▸ **WORK REQUIRED**: Look for the string "with" in every line, and copy each line that has it.

▸ **GIVEN RECORDS**:
======

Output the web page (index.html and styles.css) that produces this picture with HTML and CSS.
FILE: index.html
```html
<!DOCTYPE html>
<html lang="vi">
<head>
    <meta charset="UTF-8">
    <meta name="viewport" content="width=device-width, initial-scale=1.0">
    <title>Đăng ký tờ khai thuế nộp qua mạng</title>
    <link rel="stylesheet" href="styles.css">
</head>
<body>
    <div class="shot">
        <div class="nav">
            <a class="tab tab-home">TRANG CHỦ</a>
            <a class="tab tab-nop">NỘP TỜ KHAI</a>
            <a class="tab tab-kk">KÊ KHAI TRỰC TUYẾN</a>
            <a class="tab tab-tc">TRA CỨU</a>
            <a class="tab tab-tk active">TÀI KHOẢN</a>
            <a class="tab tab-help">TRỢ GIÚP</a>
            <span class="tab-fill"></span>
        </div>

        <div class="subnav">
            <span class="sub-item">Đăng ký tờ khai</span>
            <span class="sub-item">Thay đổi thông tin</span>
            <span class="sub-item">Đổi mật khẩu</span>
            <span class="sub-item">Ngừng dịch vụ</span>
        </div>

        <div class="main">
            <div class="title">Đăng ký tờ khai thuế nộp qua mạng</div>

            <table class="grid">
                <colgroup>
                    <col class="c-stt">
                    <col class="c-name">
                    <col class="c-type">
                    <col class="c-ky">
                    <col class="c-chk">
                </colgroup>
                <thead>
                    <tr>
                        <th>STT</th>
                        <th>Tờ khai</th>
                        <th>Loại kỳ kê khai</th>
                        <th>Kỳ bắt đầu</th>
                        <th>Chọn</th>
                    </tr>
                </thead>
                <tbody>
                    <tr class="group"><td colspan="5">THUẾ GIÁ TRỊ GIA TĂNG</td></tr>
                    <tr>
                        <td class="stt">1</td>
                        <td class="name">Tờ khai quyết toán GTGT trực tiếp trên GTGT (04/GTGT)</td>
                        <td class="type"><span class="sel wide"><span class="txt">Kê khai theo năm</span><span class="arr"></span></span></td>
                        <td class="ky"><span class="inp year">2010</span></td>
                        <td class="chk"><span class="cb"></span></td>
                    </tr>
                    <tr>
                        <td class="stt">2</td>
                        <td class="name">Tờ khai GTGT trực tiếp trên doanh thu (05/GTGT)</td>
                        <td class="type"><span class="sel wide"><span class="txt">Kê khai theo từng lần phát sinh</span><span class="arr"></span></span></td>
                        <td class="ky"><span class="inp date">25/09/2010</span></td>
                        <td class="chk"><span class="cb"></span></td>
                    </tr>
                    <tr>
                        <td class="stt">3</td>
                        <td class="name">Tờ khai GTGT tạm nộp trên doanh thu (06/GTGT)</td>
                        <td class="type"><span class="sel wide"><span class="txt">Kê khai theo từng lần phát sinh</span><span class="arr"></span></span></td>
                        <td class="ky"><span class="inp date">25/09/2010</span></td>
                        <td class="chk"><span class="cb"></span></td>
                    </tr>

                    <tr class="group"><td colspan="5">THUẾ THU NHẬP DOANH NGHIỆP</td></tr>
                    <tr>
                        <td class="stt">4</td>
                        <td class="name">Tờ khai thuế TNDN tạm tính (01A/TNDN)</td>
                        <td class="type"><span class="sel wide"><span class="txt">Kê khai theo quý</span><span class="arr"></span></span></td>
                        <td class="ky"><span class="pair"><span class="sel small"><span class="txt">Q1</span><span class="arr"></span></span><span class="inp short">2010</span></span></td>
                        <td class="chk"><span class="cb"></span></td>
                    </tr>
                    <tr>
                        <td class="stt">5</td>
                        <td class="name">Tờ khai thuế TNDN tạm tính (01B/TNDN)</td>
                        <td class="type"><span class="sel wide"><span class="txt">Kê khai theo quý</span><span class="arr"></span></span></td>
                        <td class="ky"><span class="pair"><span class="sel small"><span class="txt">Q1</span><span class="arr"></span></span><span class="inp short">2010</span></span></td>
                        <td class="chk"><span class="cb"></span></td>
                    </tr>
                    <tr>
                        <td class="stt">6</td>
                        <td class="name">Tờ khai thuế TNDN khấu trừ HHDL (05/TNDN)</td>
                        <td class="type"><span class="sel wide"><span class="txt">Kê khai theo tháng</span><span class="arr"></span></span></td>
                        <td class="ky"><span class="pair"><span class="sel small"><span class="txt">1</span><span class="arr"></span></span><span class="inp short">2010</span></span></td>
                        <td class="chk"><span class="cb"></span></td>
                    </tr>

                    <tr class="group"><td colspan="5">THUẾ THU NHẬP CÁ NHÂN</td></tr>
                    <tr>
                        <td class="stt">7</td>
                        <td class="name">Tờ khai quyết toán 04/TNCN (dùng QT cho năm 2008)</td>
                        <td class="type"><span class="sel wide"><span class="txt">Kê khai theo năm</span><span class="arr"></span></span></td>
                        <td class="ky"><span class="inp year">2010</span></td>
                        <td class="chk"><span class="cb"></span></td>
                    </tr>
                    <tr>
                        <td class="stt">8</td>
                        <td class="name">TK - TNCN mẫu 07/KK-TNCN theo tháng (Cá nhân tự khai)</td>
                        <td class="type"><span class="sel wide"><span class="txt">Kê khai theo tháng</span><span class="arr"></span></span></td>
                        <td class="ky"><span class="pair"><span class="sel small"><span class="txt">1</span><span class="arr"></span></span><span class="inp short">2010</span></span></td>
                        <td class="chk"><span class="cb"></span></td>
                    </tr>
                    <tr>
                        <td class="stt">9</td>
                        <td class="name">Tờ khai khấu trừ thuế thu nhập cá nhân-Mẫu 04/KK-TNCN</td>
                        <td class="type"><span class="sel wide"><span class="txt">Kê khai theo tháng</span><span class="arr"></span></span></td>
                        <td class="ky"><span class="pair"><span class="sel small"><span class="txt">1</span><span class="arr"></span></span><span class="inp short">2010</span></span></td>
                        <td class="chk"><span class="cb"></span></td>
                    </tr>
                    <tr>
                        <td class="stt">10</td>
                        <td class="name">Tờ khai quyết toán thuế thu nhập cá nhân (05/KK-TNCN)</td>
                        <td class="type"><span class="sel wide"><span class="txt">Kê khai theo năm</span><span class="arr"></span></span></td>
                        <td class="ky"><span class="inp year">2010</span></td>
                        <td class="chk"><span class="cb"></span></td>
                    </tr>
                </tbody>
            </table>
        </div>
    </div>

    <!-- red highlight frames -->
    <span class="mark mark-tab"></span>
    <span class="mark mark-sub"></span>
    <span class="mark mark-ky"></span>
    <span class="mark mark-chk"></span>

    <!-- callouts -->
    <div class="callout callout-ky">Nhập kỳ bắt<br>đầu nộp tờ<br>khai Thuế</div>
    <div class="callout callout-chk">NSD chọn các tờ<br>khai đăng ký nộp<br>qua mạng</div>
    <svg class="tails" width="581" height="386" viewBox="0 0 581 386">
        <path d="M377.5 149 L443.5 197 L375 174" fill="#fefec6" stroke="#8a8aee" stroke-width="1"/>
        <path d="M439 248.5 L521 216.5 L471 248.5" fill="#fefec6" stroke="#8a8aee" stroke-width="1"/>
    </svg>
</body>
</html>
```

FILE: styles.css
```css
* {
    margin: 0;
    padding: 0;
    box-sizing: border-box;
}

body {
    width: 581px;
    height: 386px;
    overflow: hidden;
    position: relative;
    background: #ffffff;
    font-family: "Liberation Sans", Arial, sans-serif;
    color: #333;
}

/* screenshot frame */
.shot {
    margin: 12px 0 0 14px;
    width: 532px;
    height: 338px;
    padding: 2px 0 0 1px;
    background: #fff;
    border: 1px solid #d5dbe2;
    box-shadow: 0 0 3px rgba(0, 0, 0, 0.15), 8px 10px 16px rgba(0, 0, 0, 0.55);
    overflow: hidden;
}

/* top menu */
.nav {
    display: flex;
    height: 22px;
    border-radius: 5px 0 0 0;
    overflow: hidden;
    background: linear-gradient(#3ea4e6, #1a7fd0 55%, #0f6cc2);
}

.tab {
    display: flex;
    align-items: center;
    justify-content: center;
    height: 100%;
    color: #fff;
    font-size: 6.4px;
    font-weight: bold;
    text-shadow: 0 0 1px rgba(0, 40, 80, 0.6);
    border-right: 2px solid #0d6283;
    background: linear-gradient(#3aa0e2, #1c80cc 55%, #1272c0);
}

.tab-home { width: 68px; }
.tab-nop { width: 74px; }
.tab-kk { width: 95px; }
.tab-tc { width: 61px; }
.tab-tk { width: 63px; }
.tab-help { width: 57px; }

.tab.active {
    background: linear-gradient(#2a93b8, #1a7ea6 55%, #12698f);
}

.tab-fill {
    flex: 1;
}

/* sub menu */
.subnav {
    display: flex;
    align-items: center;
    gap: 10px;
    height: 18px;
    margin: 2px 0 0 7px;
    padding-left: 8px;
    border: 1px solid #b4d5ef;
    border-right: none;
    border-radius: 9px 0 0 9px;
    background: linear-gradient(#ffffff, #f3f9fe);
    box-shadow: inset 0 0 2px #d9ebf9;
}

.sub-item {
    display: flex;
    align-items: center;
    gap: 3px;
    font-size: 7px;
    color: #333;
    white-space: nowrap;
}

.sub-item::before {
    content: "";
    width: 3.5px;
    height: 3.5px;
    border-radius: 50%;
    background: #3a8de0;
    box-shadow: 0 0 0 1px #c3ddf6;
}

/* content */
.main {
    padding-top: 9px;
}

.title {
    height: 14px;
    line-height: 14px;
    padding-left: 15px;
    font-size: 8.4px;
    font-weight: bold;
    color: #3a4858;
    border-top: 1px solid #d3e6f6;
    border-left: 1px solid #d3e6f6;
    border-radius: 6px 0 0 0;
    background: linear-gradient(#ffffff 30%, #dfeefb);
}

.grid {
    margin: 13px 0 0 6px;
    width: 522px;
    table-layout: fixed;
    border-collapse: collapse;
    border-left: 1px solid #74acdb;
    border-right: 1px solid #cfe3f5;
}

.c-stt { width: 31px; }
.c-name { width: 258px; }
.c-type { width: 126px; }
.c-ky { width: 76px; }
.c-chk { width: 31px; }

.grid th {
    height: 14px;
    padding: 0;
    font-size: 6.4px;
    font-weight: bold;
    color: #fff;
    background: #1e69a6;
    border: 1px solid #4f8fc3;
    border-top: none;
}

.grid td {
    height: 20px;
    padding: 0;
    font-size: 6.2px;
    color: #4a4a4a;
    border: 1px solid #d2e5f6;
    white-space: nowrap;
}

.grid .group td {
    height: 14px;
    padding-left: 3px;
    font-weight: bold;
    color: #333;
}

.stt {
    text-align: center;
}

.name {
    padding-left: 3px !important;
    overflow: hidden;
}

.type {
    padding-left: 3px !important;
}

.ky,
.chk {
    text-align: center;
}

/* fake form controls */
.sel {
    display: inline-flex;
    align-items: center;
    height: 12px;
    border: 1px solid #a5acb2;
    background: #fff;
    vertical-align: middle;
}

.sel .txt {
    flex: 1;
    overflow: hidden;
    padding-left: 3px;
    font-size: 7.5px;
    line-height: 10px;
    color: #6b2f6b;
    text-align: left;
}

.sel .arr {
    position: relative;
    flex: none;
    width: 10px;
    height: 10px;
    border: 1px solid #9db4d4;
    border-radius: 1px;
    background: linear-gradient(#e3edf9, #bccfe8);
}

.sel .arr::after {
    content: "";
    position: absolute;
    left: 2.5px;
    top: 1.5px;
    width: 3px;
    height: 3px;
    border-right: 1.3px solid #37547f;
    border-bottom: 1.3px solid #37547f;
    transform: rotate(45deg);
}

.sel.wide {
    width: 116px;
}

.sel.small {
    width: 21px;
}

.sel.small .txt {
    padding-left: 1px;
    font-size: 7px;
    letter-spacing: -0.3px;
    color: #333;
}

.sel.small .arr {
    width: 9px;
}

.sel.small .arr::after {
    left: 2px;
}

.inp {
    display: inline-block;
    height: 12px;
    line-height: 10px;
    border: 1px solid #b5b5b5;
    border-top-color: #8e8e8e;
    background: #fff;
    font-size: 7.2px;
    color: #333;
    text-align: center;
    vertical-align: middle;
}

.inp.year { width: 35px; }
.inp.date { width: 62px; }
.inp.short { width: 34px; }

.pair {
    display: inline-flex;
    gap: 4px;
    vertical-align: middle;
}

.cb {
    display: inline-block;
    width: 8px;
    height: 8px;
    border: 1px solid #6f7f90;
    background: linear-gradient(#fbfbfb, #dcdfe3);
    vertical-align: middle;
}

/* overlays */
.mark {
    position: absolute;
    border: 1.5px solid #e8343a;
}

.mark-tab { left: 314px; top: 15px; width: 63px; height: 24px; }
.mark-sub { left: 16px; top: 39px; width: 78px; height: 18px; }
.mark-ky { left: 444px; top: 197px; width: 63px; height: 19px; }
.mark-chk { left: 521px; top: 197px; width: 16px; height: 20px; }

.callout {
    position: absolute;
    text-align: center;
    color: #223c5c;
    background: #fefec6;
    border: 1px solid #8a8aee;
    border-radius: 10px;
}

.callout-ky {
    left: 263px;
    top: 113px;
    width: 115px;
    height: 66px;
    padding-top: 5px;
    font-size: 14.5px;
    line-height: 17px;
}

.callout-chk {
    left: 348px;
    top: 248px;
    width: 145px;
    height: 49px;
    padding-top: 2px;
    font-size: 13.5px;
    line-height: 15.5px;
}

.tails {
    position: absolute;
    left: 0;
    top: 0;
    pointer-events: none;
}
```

======

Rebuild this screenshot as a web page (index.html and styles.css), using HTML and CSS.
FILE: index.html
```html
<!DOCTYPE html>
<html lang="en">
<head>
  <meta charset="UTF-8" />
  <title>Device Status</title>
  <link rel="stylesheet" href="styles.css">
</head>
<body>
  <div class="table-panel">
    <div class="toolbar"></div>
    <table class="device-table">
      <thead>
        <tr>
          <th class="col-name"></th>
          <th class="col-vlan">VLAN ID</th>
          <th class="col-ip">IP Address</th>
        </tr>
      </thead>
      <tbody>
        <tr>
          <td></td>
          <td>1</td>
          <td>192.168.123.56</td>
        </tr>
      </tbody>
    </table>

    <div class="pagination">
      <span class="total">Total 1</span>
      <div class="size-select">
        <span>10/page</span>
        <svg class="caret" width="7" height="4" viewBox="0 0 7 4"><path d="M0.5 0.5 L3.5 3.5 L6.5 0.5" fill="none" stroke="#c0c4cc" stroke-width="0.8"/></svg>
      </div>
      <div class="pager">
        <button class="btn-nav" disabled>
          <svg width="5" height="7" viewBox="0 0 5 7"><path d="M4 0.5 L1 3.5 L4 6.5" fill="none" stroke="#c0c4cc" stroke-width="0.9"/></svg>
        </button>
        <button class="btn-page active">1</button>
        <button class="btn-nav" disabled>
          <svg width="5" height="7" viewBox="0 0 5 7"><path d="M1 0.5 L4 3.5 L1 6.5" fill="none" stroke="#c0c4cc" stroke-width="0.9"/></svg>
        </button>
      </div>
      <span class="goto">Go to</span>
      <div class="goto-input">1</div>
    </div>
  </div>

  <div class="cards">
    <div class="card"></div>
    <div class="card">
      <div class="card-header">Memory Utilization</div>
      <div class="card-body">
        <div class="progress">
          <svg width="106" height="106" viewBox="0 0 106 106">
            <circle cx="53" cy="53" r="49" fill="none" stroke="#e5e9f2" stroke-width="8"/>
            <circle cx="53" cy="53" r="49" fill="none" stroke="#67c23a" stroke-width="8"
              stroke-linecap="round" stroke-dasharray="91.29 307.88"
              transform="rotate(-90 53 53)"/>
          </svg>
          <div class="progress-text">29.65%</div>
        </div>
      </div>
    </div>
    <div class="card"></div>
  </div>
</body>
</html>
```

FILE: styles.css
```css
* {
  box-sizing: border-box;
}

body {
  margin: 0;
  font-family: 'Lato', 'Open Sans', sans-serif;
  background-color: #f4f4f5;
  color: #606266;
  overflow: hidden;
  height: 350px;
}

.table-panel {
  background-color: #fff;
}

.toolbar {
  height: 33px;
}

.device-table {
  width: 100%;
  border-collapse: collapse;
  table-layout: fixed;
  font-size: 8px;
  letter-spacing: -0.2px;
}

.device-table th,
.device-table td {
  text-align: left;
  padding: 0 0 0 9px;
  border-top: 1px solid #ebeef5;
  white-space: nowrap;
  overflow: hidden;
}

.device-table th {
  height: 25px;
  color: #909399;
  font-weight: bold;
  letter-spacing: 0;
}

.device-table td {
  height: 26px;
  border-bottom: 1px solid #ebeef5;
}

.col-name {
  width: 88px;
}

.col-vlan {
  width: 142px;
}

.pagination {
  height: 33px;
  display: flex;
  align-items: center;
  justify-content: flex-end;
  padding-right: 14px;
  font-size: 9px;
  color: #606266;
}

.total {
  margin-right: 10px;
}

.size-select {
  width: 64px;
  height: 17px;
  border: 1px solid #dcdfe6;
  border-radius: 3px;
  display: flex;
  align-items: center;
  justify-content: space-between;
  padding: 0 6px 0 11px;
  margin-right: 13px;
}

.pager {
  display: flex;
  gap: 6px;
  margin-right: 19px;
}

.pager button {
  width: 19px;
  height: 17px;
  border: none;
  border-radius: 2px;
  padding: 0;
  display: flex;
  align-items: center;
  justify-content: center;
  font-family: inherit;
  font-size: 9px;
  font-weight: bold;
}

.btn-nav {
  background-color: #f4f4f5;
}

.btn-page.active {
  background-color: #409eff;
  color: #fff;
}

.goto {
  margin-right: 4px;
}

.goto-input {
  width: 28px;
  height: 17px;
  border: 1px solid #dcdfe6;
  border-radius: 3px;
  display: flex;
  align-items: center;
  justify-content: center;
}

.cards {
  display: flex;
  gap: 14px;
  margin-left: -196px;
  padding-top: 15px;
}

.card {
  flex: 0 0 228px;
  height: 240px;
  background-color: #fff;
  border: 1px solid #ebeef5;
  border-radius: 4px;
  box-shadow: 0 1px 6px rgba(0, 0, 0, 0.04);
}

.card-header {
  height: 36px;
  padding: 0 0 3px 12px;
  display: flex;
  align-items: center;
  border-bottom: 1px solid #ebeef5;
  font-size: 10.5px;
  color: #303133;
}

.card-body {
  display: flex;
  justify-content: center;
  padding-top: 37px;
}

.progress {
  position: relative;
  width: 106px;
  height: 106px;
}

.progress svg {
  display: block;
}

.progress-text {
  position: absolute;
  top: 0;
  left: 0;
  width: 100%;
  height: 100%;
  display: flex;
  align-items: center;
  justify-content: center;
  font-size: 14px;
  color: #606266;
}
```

======

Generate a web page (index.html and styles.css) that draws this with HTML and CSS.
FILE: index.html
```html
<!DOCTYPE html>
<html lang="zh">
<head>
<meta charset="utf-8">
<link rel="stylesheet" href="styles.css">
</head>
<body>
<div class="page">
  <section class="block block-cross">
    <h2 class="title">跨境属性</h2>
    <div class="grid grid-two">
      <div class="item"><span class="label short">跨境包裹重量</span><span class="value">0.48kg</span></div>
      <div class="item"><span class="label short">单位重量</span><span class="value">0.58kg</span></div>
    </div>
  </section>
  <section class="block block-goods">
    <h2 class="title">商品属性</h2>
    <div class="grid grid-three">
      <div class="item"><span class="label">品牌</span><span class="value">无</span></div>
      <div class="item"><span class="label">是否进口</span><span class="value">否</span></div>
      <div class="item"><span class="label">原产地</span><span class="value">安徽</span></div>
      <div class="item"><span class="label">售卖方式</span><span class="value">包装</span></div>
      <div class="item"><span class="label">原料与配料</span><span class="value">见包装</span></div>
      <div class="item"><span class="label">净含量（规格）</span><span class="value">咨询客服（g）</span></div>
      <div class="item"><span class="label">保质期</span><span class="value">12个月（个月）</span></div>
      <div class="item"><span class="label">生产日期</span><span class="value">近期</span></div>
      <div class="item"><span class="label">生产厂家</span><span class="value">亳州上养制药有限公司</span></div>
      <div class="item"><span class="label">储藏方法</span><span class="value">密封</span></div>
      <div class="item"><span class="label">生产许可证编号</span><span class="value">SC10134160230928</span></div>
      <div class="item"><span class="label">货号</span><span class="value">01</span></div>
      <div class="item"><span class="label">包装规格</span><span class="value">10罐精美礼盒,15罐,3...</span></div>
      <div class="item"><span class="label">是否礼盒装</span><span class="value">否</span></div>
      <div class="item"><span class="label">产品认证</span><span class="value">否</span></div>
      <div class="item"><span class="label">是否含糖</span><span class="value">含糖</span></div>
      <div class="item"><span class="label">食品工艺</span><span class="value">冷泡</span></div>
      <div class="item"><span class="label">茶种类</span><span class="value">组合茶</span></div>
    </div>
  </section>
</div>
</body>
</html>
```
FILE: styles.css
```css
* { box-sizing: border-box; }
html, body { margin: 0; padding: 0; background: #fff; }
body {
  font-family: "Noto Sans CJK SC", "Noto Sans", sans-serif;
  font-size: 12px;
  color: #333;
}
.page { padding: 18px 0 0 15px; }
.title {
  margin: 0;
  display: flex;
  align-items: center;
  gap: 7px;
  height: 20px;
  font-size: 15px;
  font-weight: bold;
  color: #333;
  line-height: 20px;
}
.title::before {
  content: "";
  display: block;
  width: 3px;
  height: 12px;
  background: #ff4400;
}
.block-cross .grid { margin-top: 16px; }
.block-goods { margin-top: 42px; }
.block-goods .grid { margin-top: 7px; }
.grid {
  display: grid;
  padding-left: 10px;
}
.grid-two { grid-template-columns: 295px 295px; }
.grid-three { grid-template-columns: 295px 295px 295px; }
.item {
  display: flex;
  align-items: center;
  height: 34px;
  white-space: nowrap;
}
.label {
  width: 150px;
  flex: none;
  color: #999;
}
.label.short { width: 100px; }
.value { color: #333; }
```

======

▸ **PROBLEM SOLUTION**:
Output the web page (index.html and styles.css) that produces this picture with HTML and CSS.
Generate a web page (index.html and styles.css) that draws this with HTML and CSS.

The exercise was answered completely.